07 Jan The Flat White: A Better Kind of Latte
With Starbucks’ announcement to add Flat Whites to their menu, it’s safe to say they are now in the mainstream, but what is it?
From the looks, the Flat White is latte without the art; but like all coffee drinks, there are some small differences:
Size: A latte can be vary in sizes, flat whites are typically 8oz. They can be made larger, but the idea is to have a 1:3 ratio so the coffee does most of the talking.
Espresso: Flat whites are made with two ristretto shots of espresso. Also called a “short shot,” ristretto espresso is a shot of coffee without the final bitter drops.
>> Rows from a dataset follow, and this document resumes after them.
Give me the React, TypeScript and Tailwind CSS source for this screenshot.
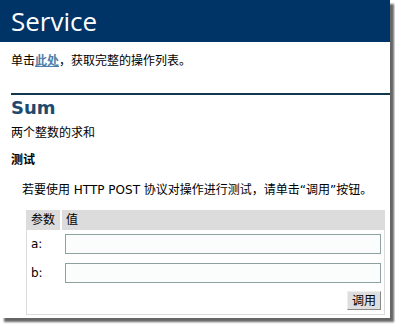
import React from "react";

const CJK = "font-['DejaVu_Sans','Noto_Sans_CJK_SC',sans-serif]";

export default function App() {
  return (
    <div className="w-[395px] h-[325px] bg-white overflow-hidden">
      <div className={`w-[390px] h-[318px] bg-white shadow-[4px_4px_2px_#666] overflow-hidden ${CJK} text-[12px] text-black`}>
        <div className="h-[42px] bg-[#003366] flex items-center pl-[11px]">
          <span className="text-white text-[26px] leading-none font-['Open_Sans',sans-serif]">Service</span>
        </div>
        <div className="pl-[11px] pt-[11px] leading-[16px]">
          单击<a className="font-bold text-[#4f7fa8] underline">此处</a>，获取完整的操作列表。
        </div>
        <div className="ml-[11px] mt-[24px] h-[2px] bg-[#13384d]" />
        <div className="pl-[11px] mt-[2px] text-[18px] font-bold text-[#1d4a6e] leading-[22px] font-['DejaVu_Sans',sans-serif]">Sum</div>
        <div className="pl-[11px] mt-[6px] leading-[16px]">两个整数的求和</div>
        <div className="pl-[11px] mt-[11px] leading-[16px] font-bold">测试</div>
        <div className="pl-[22px] mt-[14px] leading-[16px] whitespace-nowrap">若要使用 HTTP POST 协议对操作进行测试，请单击“调用”按钮。</div>
        <div className="ml-[26px] mr-[5px] mt-[12px] border border-[#dcdcdc] border-t-0 pb-[4px]">
          <div className="h-[20px] bg-[#dcdcdc] flex items-center">
            <div className="w-[33px] pl-[4px]">参数</div>
            <div className="w-[2px] h-full bg-white" />
            <div className="pl-[4px]">值</div>
          </div>
          <div className="flex items-center mt-[4px]">
            <div className="w-[38px] pl-[4px]">a:</div>
            <input className="w-[316px] h-[20px] border border-[#8fa0a0] bg-[#fbfdfd]" />
          </div>
          <div className="flex items-center mt-[9px]">
            <div className="w-[38px] pl-[4px]">b:</div>
            <input className="w-[316px] h-[20px] border border-[#8fa0a0] bg-[#fbfdfd]" />
          </div>
          <div className="flex justify-end pr-[3px] mt-[8px]">
            <button className="w-[34px] h-[19px] bg-[#dedede] border border-[#888] border-t-[#eee] border-l-[#eee] text-[12px] leading-none">调用</button>
          </div>
        </div>
      </div>
    </div>
  );
}
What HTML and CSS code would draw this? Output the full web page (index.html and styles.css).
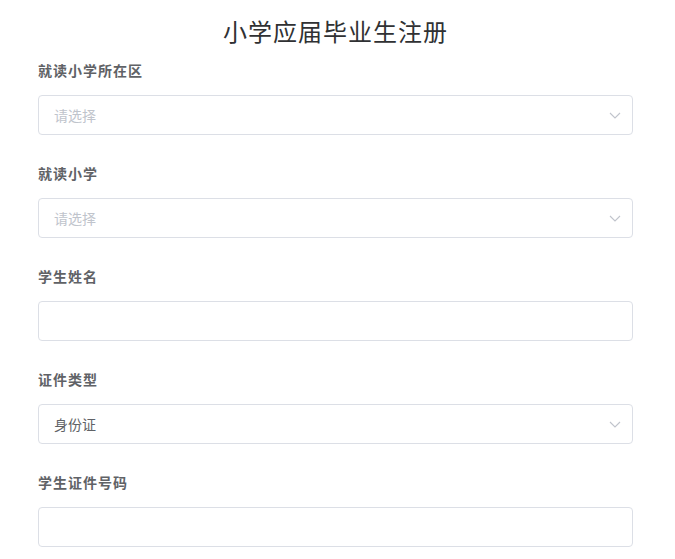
FILE: index.html
```html
<!DOCTYPE html>
<html lang="zh-CN">
<head>
<meta charset="utf-8">
<title>小学应届毕业生注册</title>
<link rel="stylesheet" href="styles.css">
</head>
<body>
<div class="page">
  <h1 class="title">小学应届毕业生注册</h1>
  <form class="form">
    <div class="item">
      <label class="label">就读小学所在区</label>
      <div class="field select">
        <span class="placeholder">请选择</span>
        <svg class="arrow" width="12" height="7" viewBox="0 0 12 7"><path d="M1 1 L6 6 L11 1" fill="none" stroke="#c0c4cc" stroke-width="1.1"/></svg>
      </div>
    </div>
    <div class="item">
      <label class="label">就读小学</label>
      <div class="field select">
        <span class="placeholder">请选择</span>
        <svg class="arrow" width="12" height="7" viewBox="0 0 12 7"><path d="M1 1 L6 6 L11 1" fill="none" stroke="#c0c4cc" stroke-width="1.1"/></svg>
      </div>
    </div>
    <div class="item">
      <label class="label">学生姓名</label>
      <div class="field"></div>
    </div>
    <div class="item">
      <label class="label">证件类型</label>
      <div class="field select">
        <span class="value">身份证</span>
        <svg class="arrow" width="12" height="7" viewBox="0 0 12 7"><path d="M1 1 L6 6 L11 1" fill="none" stroke="#c0c4cc" stroke-width="1.1"/></svg>
      </div>
    </div>
    <div class="item">
      <label class="label">学生证件号码</label>
      <div class="field"></div>
    </div>
  </form>
</div>
</body>
</html>
```
FILE: styles.css
```css
html, body {
  margin: 0;
  padding: 0;
  background: #ffffff;
}
body {
  font-family: "Noto Sans CJK SC", "Noto Sans", sans-serif;
  color: #606266;
  overflow: hidden;
}
.page {
  width: 595px;
  margin-left: 38px;
}
.title {
  margin: 15px 0 13px;
  font-size: 24px;
  line-height: 32px;
  font-weight: 400;
  letter-spacing: 1px;
  color: #303133;
  text-align: center;
}
.form {
  display: flex;
  flex-direction: column;
  gap: 28px;
}
.item {
  display: flex;
  flex-direction: column;
}
.label {
  font-size: 14px;
  line-height: 20px;
  font-weight: 700;
  letter-spacing: 1px;
  color: #606266;
  margin-bottom: 15px;
}
.field {
  box-sizing: border-box;
  height: 40px;
  border: 1px solid #dcdfe6;
  border-radius: 4px;
  padding: 0 15px;
  display: flex;
  align-items: center;
  justify-content: space-between;
  font-size: 14px;
}
.placeholder {
  color: #c0c4cc;
}
.value {
  color: #606266;
}
.arrow {
  margin-right: -4px;
}
```
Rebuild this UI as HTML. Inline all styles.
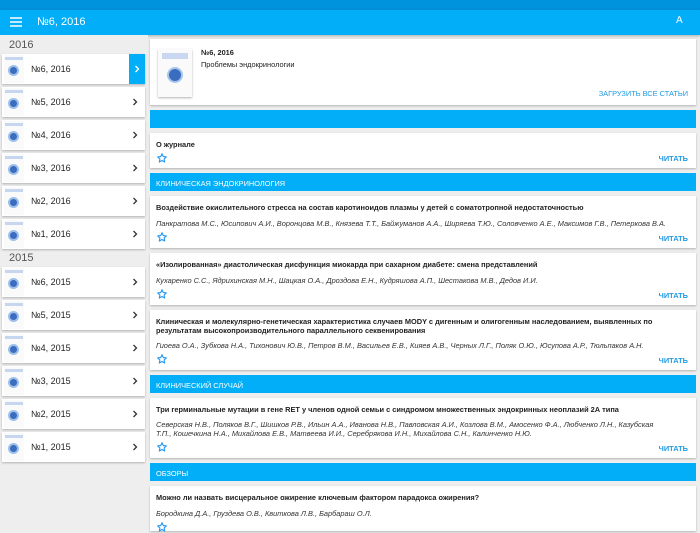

Milk: Flat whites are made with milk that has been steamed, but not aerated, creating small bubbles, a sweet rich taste and a velvetine texture. When milk is steamed past 170 degrees, it loses much of its flavor in favor of volume. Also, the milk is free-poured into the espresso, combining the two instead of keeping a foam layer on top of the milk like in a latte.
The flavor of a Flat White is similar a concentrated latte; creamier, stronger, and slightly sweeter.
While the Flat White doesn’t do anything radically new, it reflects the difference between two coffee cultures. The Flat White comes from the land of no-nonsense coffee: Australia. With names like ‘short black’ (espresso) and ‘long black’ (americano), the flat white perfectly represents the Australian coffee culture built from quick espresso-based drinks. Simplicity is favored and modified instead of the elaborate sugar syrup saturated drinks that were popularized by Starbucks.
Why is it getting popular? The drink falls perfectly into line with the current trend of third wave coffee shops. Before Starbucks added the item to their menu the drink had been popping up around the US and rest of the world so get a Flat White and celebrate the un-sugared simplicity of change.